# START OF Records shown

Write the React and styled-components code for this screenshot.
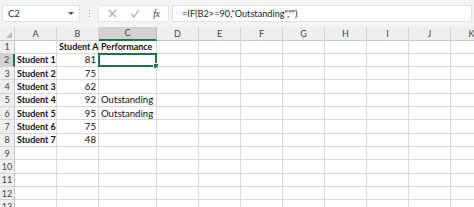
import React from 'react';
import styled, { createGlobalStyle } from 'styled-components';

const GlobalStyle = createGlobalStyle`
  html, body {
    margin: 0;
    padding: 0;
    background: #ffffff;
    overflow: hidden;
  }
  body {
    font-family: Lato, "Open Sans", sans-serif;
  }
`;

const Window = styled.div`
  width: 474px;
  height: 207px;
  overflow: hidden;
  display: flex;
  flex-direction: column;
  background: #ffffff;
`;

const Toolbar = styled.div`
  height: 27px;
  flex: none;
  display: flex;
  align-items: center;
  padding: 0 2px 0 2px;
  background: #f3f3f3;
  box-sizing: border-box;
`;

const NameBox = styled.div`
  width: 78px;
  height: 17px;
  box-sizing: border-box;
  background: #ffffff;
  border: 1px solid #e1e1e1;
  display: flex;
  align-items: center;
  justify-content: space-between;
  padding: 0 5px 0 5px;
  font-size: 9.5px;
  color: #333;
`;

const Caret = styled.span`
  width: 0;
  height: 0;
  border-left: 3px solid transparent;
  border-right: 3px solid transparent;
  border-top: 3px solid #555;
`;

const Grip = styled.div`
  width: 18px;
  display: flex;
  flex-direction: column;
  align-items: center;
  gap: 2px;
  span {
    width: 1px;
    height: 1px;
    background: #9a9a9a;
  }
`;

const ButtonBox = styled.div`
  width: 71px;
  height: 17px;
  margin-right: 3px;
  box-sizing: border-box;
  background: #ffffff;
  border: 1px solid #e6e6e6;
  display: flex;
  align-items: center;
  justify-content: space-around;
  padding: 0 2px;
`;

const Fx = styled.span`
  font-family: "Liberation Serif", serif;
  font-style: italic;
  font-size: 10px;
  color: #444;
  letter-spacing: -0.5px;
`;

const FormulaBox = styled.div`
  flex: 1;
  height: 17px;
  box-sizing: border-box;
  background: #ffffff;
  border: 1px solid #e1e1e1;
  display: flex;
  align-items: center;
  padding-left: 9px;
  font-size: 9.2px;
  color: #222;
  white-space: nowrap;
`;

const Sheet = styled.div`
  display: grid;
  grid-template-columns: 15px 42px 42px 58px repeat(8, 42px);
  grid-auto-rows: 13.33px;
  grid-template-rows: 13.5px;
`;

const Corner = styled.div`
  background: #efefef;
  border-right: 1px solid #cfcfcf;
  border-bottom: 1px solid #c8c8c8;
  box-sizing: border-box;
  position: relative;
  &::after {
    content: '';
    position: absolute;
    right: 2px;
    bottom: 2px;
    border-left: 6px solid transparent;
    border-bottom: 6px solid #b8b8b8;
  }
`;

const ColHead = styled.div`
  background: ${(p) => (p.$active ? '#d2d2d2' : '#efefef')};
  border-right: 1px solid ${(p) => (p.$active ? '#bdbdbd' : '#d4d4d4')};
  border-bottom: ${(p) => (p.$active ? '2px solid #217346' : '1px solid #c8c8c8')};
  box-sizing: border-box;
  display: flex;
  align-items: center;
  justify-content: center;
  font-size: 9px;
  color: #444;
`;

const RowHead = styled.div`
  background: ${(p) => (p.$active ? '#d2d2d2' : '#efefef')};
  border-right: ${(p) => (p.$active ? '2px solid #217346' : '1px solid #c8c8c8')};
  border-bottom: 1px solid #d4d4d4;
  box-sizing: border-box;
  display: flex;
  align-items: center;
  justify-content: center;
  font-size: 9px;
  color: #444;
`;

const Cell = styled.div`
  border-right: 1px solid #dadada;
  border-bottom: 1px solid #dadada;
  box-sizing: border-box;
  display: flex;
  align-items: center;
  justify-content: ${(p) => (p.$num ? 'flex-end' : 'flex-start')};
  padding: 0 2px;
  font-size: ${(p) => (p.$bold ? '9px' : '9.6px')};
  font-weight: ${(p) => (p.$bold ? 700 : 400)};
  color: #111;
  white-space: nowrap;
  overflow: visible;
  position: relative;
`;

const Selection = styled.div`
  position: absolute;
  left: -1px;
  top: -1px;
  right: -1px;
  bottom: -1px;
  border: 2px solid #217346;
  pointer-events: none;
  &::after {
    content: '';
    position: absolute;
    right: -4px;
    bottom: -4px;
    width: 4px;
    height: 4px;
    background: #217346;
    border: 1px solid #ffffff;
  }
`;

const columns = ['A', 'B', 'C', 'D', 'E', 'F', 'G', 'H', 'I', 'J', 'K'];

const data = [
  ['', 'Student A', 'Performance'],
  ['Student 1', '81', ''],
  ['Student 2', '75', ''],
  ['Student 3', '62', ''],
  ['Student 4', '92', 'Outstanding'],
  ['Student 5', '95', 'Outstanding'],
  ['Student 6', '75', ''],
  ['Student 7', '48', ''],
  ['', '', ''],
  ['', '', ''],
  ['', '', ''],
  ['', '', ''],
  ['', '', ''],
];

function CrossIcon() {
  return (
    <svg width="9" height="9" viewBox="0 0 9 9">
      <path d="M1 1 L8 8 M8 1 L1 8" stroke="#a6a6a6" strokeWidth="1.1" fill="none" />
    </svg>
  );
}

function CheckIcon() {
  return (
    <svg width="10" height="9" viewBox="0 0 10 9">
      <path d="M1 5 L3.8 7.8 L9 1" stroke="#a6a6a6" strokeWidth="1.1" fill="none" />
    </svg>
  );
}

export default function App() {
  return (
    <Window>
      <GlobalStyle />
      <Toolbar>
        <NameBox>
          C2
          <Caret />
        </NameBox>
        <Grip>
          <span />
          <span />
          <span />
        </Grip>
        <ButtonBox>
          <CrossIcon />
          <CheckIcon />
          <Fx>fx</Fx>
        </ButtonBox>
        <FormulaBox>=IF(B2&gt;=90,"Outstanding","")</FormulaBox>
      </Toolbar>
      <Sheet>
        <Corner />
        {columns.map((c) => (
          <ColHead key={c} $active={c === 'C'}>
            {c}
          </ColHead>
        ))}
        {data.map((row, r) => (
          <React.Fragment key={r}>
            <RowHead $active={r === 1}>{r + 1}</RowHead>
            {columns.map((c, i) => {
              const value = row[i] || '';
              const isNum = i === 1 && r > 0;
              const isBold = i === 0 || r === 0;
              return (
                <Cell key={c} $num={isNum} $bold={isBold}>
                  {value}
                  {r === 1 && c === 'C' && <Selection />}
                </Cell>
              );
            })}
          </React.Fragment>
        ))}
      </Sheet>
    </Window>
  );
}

# END OF Records shown
# START OF Records shown

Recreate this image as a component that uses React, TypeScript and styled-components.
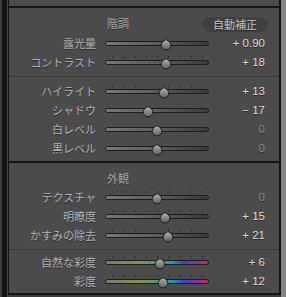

# END OF Records shown

— Exercise aim —
Which lines contain the word "this"? Copy each of them.

— Correct answer —
Write the React and styled-components code for this screenshot.
Recreate this image as a component that uses React, TypeScript and styled-components.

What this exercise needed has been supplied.